_Material for this task_:
○ ○ ○ ○ ○ ○ ○
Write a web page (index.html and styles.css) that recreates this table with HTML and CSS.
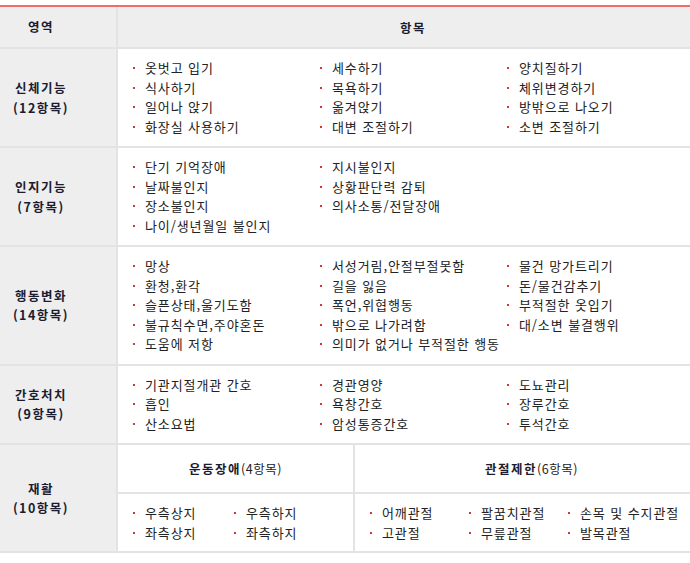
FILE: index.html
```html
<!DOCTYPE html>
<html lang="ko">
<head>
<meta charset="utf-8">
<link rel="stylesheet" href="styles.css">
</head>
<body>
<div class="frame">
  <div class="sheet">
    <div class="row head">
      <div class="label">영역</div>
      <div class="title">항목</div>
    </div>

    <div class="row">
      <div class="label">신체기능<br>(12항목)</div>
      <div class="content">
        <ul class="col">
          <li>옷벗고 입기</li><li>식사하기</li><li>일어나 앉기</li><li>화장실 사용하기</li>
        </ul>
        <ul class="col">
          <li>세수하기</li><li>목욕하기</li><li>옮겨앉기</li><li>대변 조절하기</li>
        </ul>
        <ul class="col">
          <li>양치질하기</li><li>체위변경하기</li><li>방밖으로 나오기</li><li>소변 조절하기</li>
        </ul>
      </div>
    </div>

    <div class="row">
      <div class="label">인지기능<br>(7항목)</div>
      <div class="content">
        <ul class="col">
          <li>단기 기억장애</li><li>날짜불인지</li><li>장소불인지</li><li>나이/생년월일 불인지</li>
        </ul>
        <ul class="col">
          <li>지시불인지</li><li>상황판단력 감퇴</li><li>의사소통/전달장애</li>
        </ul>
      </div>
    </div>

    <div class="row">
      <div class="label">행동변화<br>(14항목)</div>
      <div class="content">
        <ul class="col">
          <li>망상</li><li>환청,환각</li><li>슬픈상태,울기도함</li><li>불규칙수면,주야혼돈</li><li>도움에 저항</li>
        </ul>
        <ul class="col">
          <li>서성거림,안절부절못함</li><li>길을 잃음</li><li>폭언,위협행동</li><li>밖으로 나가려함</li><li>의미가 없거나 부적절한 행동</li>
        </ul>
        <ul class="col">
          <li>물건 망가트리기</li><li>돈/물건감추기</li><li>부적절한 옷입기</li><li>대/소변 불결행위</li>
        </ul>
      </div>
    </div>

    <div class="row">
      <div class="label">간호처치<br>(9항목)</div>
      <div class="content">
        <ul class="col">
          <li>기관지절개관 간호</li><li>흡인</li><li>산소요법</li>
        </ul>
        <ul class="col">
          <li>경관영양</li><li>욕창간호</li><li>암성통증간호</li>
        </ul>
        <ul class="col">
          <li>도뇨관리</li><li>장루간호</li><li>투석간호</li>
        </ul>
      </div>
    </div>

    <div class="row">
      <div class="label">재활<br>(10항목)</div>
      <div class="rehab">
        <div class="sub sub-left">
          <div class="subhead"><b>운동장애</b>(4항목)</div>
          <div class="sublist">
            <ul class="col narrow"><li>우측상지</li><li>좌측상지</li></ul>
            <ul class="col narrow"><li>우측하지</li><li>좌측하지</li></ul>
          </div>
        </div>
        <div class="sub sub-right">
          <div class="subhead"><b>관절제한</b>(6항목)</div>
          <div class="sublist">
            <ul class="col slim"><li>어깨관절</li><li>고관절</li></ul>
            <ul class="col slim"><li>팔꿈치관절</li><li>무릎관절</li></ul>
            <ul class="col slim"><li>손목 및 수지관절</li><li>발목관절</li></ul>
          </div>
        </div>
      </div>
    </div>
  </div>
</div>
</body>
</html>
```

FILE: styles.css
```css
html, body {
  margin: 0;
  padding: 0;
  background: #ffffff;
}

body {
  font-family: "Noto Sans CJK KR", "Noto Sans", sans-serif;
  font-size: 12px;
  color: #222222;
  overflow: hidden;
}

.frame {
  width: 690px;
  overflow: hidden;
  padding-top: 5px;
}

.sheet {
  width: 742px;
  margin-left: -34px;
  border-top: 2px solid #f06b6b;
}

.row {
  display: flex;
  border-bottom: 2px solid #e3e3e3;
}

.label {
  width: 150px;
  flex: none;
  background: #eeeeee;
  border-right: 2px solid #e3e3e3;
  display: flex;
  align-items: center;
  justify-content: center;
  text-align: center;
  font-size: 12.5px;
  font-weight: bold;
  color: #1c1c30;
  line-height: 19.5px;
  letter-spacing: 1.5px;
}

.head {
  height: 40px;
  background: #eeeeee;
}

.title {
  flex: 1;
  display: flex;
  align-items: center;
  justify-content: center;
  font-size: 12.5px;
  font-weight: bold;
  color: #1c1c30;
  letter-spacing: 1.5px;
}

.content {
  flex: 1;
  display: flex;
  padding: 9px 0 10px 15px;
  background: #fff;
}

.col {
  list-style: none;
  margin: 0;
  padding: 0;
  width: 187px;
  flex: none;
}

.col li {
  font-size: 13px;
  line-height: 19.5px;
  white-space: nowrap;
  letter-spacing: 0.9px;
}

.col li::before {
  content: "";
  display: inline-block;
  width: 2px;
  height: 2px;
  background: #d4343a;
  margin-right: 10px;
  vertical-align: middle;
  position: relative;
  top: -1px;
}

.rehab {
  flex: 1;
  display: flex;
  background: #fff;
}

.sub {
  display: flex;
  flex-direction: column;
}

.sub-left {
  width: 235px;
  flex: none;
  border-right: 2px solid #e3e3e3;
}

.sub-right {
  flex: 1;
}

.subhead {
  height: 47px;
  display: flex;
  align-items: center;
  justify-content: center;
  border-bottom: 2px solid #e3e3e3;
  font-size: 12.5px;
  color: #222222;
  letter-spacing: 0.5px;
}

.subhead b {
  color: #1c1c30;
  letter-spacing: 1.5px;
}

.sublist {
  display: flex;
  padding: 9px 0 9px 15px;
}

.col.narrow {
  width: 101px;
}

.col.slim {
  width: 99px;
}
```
○ ○ ○ ○ ○ ○ ○
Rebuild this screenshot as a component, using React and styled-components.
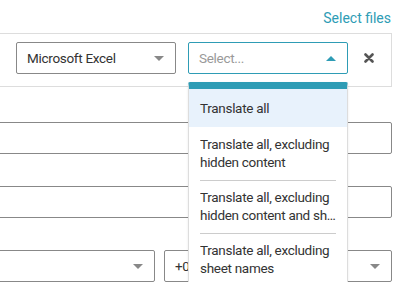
○ ○ ○ ○ ○ ○ ○
_Exercise directions_:
Each line that contains the string "index" counts once; say how many there are and nothing else.

_Output of the task_:
2